How you should be experiencing social media if you’re looking for a job:

  1. Meet people. Tweeting and blogging in your home office are not the way to use this platform to find a job. Instead, you have to be willing to step away from the virtual world and into the real world every once in a while. Says Bergman, “Social is not just on the web. Go to tweetups and social media events. You never know who you’ll run into.”
  2. Don’t be offended. The web isn’t necessarily a two-way street. Sometimes, it’s a one-way boulevard, and there’s nothing you can do about it. You’re following a potential employer on Twitter? Don’t expect a follow in return. Instead, interact and engage in conversations with them to gain their trust and respect.

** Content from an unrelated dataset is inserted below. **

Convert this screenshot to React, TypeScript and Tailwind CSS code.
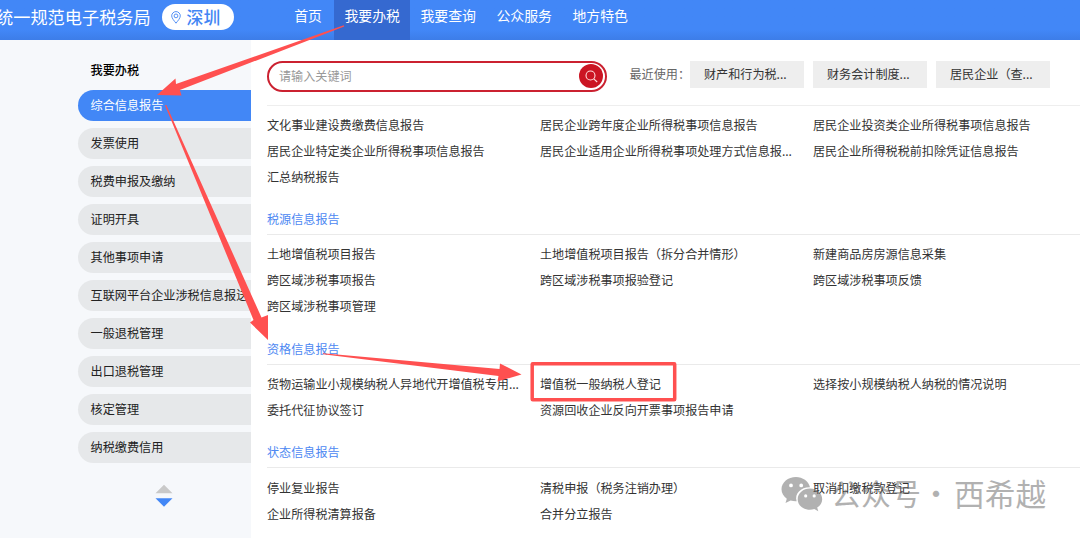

Maybe, then, they’ll follow you in return.
  3. Be passionate. If social media are another variation of your resume, paint yourself in the best possible light. Are you excited about health care reform? Blog it. Are you excited about your photographic display at the local coffee shop? Tweet it. Are you excited about your new coupons blog? Have your friends become fans on Facebook.

How you should not be experiencing social media if you’re looking for a job:

  1. Stay away from discussing politics and religion. It’s probably what you’d avoid in the company of somebody you just met and you’d certainly change those subjects during a job interview. Don’t talk about why you love Barack Obama or why you think he sucks. Don’t talk about Jesus or Budda or Zeus. These are topics for true friends, not for those you just met on Facebook.
  2. Don’t be a phony. This ties into No. 3 on the above list. If you’re passionate, let your passion shine through. If you’re apathetic, don’t bother. “Don’t be fake,” Bergman said. “People can smell it a mile away.”
  3. Don’t simply talk about yourself. Be a giver. If you self-promote endlessly, you’ll antagonize. Instead, give some publicity to your friends’ projects. Bergman cites the 80/20 rule for social media – 80 percent should be sharing and 20 percent should be about you. I think it should be more like 60 percent others and 40 percent you, but we can agree on this: 100 percent you is not helpful.

Rosecrans, meanwhile, leaves us with this in regards to conducting yourself in the social media world. It goes back to the differences between the you of today and the you from elementary school:

“Remember in grade school when they talked about your permanent record?” he said. “Well, it was bull then, but it’s real now. Everything you do or say on the Internet can come back to haunt you. Use your words wisely – and it wouldn’t hurt to brush up on libel law. Even under an assumed name, don’t ever say anything or post anything that you wouldn’t want to come back to you in a job interview.”